While walking past the costume show we stopped a moment to see the lineup of little kids in outfits. Three siblings(?) were all dressed as the Three Blind Mice, complete with sunglasses and canes, tapping around together. At that point I had them pegged (correctly) as the winners. A woman dressed as a fox (we had assumed she was a furry) pointed us to a girl dressed as a creepy goth-y doll and asked us, if we stuck around for the judging, to applaud for her as no one had the last time around. We were horrified that any crowd would refuse to clap for any of the kids, even if one particular outfit wasn't to their taste. We did applaud, certainly, and probably would have anyway. When the contest was done the kid came up to the fox --- our first real proof that the woman was the doll's guardian and not just a person offended by injustice --- and we gave her thumbs up and said how we liked her look. We did, too.
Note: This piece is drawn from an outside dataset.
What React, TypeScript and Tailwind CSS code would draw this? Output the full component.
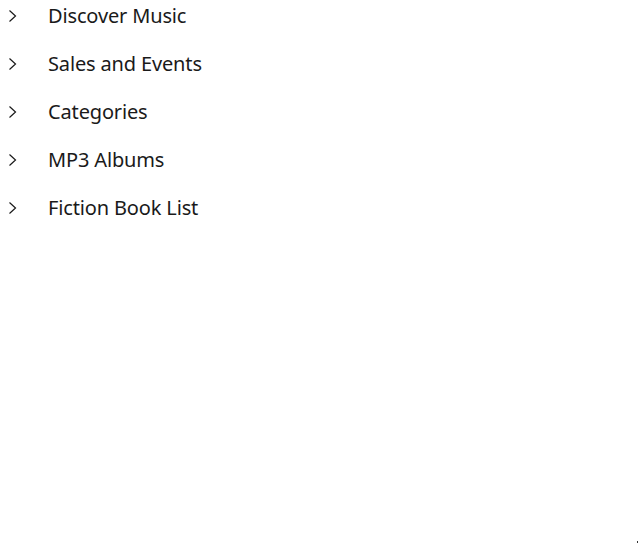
const items = ['Discover Music', 'Sales and Events', 'Categories', 'MP3 Albums', 'Fiction Book List'];

const Chevron = () => (
  <svg width="16" height="16" viewBox="0 0 16 16" className="shrink-0">
    <path d="M5.5 2.5 L11.5 8 L5.5 13.5" fill="none" stroke="#1a1a1a" strokeWidth="1.2" />
  </svg>
);

export default function App() {
  return (
    <div className="relative w-[639px] h-[545px] overflow-hidden bg-white text-[#1a1a1a]" style={{ fontFamily: '"Noto Sans", "Open Sans", sans-serif' }}>
      <ul className="-mt-[8px] flex flex-col">
        {items.map((label) => (
          <li key={label} className="flex h-12 items-center">
            <div className="w-12 pl-1 flex items-center">
              <Chevron />
            </div>
            <span className="text-[20px] leading-none tracking-[-0.15px]">{label}</span>
          </li>
        ))}
      </ul>
      <div className="absolute left-[637px] top-[541px] w-px h-[2px] bg-[#333]" />
    </div>
  );
}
Now the Three Blind Mice we saw while in the queue for Mad Mouse. Which was the biggest surprise of the day: the Mad Mouse roller coaster didn't have a tremendous line. In fact, it was as near a walk-on as the coaster ever gets, a line just a couple minutes long. We would go around for three rides before the day ended, and while we didn't get the last ride of the day we were able to get a ride after the park's close. The Three Blind Mice, less their canes, were ahead of us the last two times.
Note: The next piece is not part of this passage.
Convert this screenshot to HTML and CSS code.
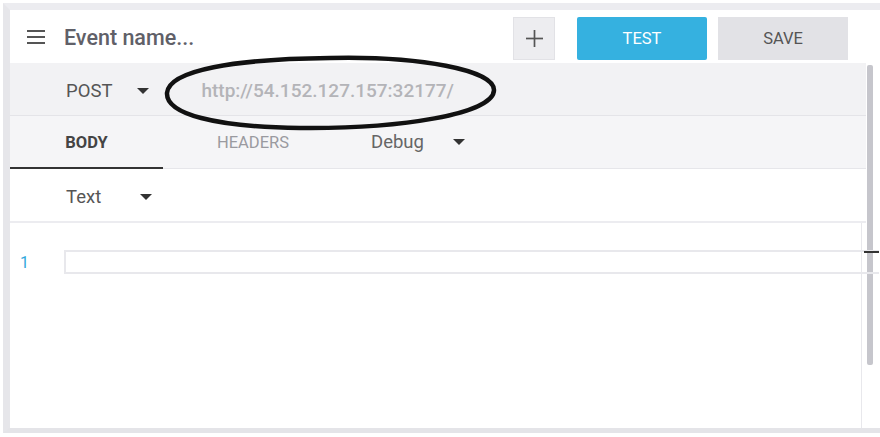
FILE: index.html
```html
<!DOCTYPE html>
<html>
<head>
<meta charset="utf-8">
<link rel="stylesheet" href="styles.css">
</head>
<body>
<div class="frame">
  <div class="panel">
    <header class="topbar">
      <svg class="menu" width="18" height="14" viewBox="0 0 18 14"><rect x="0" y="0" width="18" height="2" fill="#555"/><rect x="0" y="6" width="18" height="2" fill="#555"/><rect x="0" y="12" width="18" height="2" fill="#555"/></svg>
      <div class="title">Event name...</div>
      <button class="btn plus"><svg width="17" height="17" viewBox="0 0 16 16"><rect x="7.2" y="0" width="1.6" height="16" fill="#555"/><rect x="0" y="7.2" width="16" height="1.6" fill="#555"/></svg></button>
      <button class="btn test">TEST</button>
      <button class="btn save">SAVE</button>
    </header>
    <div class="body">
      <div class="content">
        <div class="row url-row">
          <span class="select">POST</span><span class="caret"></span>
          <span class="url">http://54.152.127.157:32177/</span>
        </div>
        <div class="row tabs">
          <div class="tab active">BODY</div>
          <div class="tab">HEADERS</div>
          <div class="debug"><span>Debug</span><span class="caret"></span></div>
        </div>
        <div class="row type-row">
          <span class="select">Text</span><span class="caret"></span>
        </div>
        <div class="editor">
          <div class="line">
            <span class="lnum">1</span>
            <div class="input"></div>
          </div>
        </div>
      </div>
      <div class="scroll"><div class="thumb"></div></div>
    </div>
    <svg class="oval" width="340" height="80" viewBox="160 54 340 80"><path d="M 330 58 C 420 56, 494 70, 494 90 C 494 114, 400 129, 300 128 C 215 127, 166 114, 167 93 C 169 70, 235 59, 330 58 Z" fill="none" stroke="#111" stroke-width="4.5"/></svg>
  </div>
</div>
</body>
</html>
```
FILE: styles.css
```css
* { box-sizing: border-box; }
html, body { margin: 0; padding: 0; background: #fff; }
body { width: 880px; height: 437px; overflow: hidden; font-family: Roboto, "Liberation Sans", sans-serif; }
.frame { padding: 3px 0 4px 3px; height: 437px; }
.panel {
  position: relative;
  height: 100%;
  border-top: 7px solid #ececf0;
  border-left: 7px solid #e6e6ea;
  border-bottom: 5px solid #e4e4e8;
  background: #fff;
  display: flex;
  flex-direction: column;
}
.topbar {
  height: 53px;
  display: flex;
  align-items: center;
  padding-left: 17px;
  flex: none;
}
.menu { margin-top: 0; }
.title { margin-left: 19px; font-size: 21.5px; font-weight: 500; color: #606068; flex: 1; margin-top: 1px; }
.btn {
  border: none;
  height: 43px;
  margin-top: 3px;
  font-family: Roboto, "Liberation Sans", sans-serif;
  font-size: 16.5px;
  padding: 0;
  display: flex; align-items: center; justify-content: center;
}
.plus { width: 42px; background: #ededf0; border: 1px solid #e2e2e6; }
.test { width: 130px; margin-left: 22px; background: #35b1e0; color: #fff; border-radius: 2px; }
.save { width: 130px; margin-left: 11px; background: #e2e2e6; color: #555; margin-right: 32px; }
.body { flex: 1; display: flex; min-height: 0; }
.content { flex: 1; display: flex; flex-direction: column; }
.row { display: flex; align-items: center; flex: none; }
.url-row { height: 53px; background: #f2f2f4; border-bottom: 1px solid #e4e4e8; padding-left: 56px; padding-top: 3px; }
.select { font-size: 18.5px; color: #555; }
.caret { width: 0; height: 0; border-left: 6px solid transparent; border-right: 6px solid transparent; border-top: 6px solid #333; }
.url-row .caret { margin-left: 25px; }
.url { margin-left: 52px; font-size: 19px; font-weight: 500; color: #b4b4b8; }
.tabs { height: 53px; background: #f5f5f7; border-bottom: 1px solid #e6e6ea; align-items: stretch; }
.tab { display: flex; align-items: center; justify-content: center; font-size: 16.5px; color: #9a9aa0; margin-top: 1px; }
.tab.active { width: 153px; color: #444; font-weight: 700; border-bottom: 2px solid #333; margin-bottom: -1px; }
.tab:nth-child(2) { width: 180px; }
.debug { display: flex; align-items: center; margin-left: 28px; font-size: 18.5px; color: #666; margin-top: 0; }
.debug .caret { margin-left: 29px; }
.type-row { height: 54px; border-bottom: 2px solid #ececf0; padding-left: 56px; padding-top: 3px; }
.type-row .caret { margin-left: 39px; }
.editor { flex: 1; position: relative; border-right: 1px solid #e8e8ec; margin-right: 4px; }
.line { display: flex; align-items: center; margin-top: 27px; }
.lnum { width: 54px; padding-left: 10px; font-size: 16px; color: #2fa8dc; }
.input { flex: 1; height: 24px; border: 2px solid #e8e8ec; border-right: none; margin-right: -18px; position: relative; }
.input::after { content: ""; position: absolute; right: 0; top: -1px; width: 15px; height: 2px; background: #333; }
.scroll { width: 14px; flex: none; padding-top: 2px; }
.thumb { width: 6px; height: 300px; margin-left: 1px; background: #c6c6cc; border-radius: 2px; }
.oval { position: absolute; left: 150px; top: 44px; pointer-events: none; }
```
Also a happy surprise: the food. Michigan's Adventure actually had some this time around. And Halloween-themed. We ate before we got to the Wagon Pizza to discover they had 'mummy pizza' --- an oval bread like you flattened out a French Bread pizza, tomato sauce, strips of mozarella and two olives for the eyes --- that we might go for next time. What we did get to eat was the Dessert Sweet Potato Fries, which I think we got last year also. Fries with marshmallow and crumbled Heath bars and there might have been honey. Something sweet and sticky. So very satisfying.
And if that weren't enough, the kettle corn stand was open! And we got some, even if it was only the middle of the day and we nearly finished it before even leaving the park. They also had some Apple Cider Kettle Corn which we didn't attempt this time. It was triumph enough to actually get some kettle corn successfully. We would go home feeling really good except about the train ride mistake.
In photographs we're back to the night before the Women's North American Championship Series, getting ready to play for fun and maybe a ranking in Indiana's championship next January. (We will not rate.)
Oh yes, I should put some focus on the trophy for the Women's World Champion, which as you see comes with the Key to Pinball, capable of opening any coinbox anywhere in the world.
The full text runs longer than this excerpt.